Every object has what’s called wave-particle duality—meaning things act to some extent like a wave and to some extent like a particle. For example, something tiny like an electron can act like a particle–getting shot through space and colliding with other particles like billiard balls. But it can also act like a wave–combining with other waves and not existing definitely in any one place at a time. But the heavier the object, the less pronounced this effect is–the more it acts like a particle. As part of this wave-nature, axions should weakly interact with light and when surrounded by a magnetic field. If they exist, axions can convert to photons, which are particles of light, and photons back to axions.

The theory review is “a good summary of where the thinking is going,” says Rybka. WIMPS and axions were put forth several decades ago as explanations for dark matter around the same time, Rybka says. They aren’t the only candidates for dark matter, but they are the most prominent.

“At the time, the community mostly favored WIMPS” because they were easier to look for with existing technology, Rybka says. After looking for WIMPS for three decades and finding nothing, “there are people who are getting tired of this idea.”

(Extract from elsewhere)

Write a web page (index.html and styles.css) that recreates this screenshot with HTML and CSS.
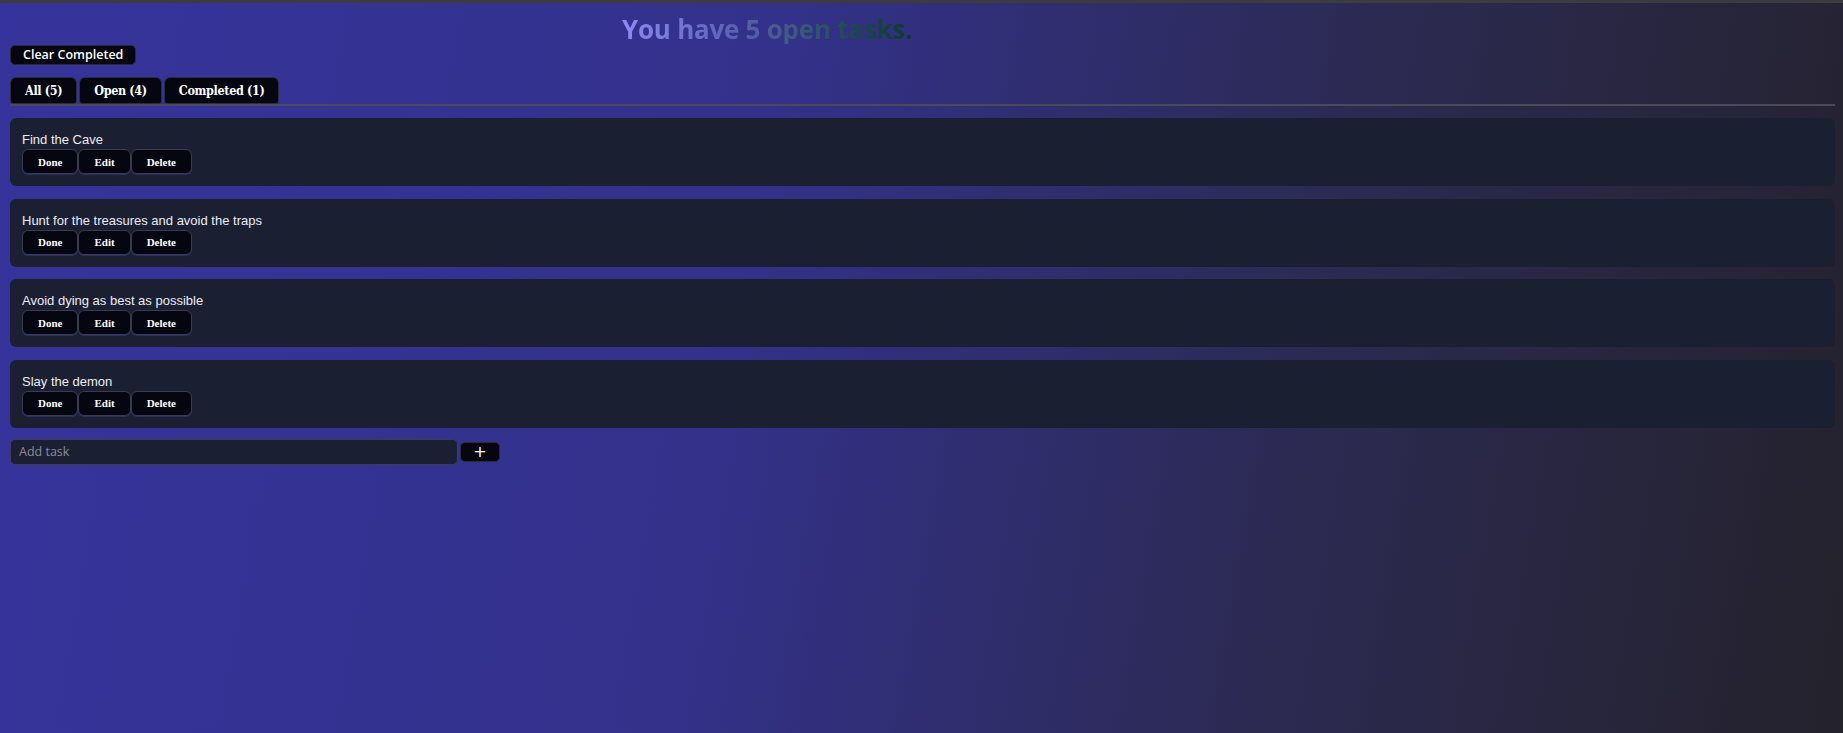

String theory predicts that axions should exist, as a solution to the puzzle of balancing matter and antimatter in the universe.

[Related: Astronomers may have found a galaxy that formed without dark matter]

Part of the reason for the growing interest in axions is that researchers now have the technology to hunt for them. There’s been “a blooming of ideas of how you would build an experiment to look for [axions],” Rybka says. In the last few years scientists have gone from devising experiments to detect the particles, to “doing searches where we think we have a good chance of discovery.”

So far experiments like ADMX have tried to detect axions by building a chamber with a strong magnetic field, and of a specific size, so that it resonates with a certain mass of axion. It’s sort of like how two differently sized instruments—a violin versus a cello—would hum as they pick up different ambient sounds of higher or lower pitch. This resonance would cause more axions to turn into photons in the cavity, Chadha-Day says, and extremely sensitive detectors would pick them up.

ADMX is only sensitive to axions in a narrow range of possible masses. However, experimentalists have thought of clever ways to make detectors that could pick up a wider range of axion masses, Chadha-Day says. This is important because “there’s no reason the universe would be nice to us” and make axions a mass that’s easy to search for, she says.

Astronomers could also potentially observe axions from space by looking at two key places that host magnetic fields: galaxy clusters and neutron stars. Axions would change the spectrum of light coming off matter falling into black holes in the hearts of galaxies. They would also cause neutron stars to emit more light than expected in radio frequencies.

If these ongoing and upcoming experiments don’t find axions in the places scientists expect, theorists will have to go back to the drawing board. But if axions are detected Rybka says, finally, “we’ll know what dark matter is.”

Correction, February 28, 2022: A previous version of this article indicated Chadha-Day led the axion theory review. She is the first author, but not the lead.